DATA EXCERPT ▸

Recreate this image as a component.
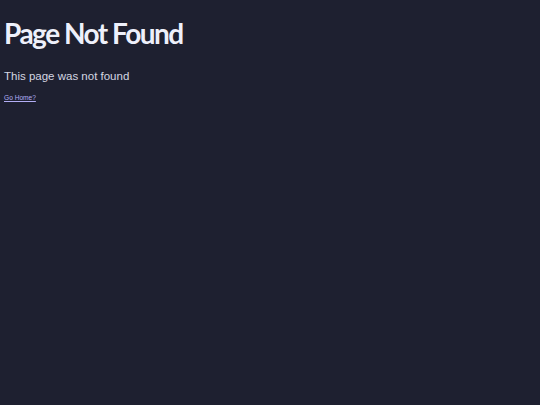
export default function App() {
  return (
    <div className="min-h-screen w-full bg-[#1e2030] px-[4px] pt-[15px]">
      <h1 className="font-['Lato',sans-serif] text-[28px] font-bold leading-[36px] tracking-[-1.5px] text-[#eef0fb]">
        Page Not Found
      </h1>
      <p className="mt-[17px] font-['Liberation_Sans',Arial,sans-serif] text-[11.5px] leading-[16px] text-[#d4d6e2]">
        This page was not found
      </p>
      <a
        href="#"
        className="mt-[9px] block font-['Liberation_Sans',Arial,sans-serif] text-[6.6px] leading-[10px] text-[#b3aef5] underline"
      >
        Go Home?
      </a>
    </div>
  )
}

WHAT IS BEING ASKED ▸ Transcribe the full listing character for character. Pictures are excluded.

OUTPUT ▸
Recreate this image as a component.
export default function App() {
  return (
    <div className="min-h-screen w-full bg-[#1e2030] px-[4px] pt-[15px]">
      <h1 className="font-['Lato',sans-serif] text-[28px] font-bold leading-[36px] tracking-[-1.5px] text-[#eef0fb]">
        Page Not Found
      </h1>
      <p className="mt-[17px] font-['Liberation_Sans',Arial,sans-serif] text-[11.5px] leading-[16px] text-[#d4d6e2]">
        This page was not found
      </p>
      <a
        href="#"
        className="mt-[9px] block font-['Liberation_Sans',Arial,sans-serif] text-[6.6px] leading-[10px] text-[#b3aef5] underline"
      >
        Go Home?
      </a>
    </div>
  )
}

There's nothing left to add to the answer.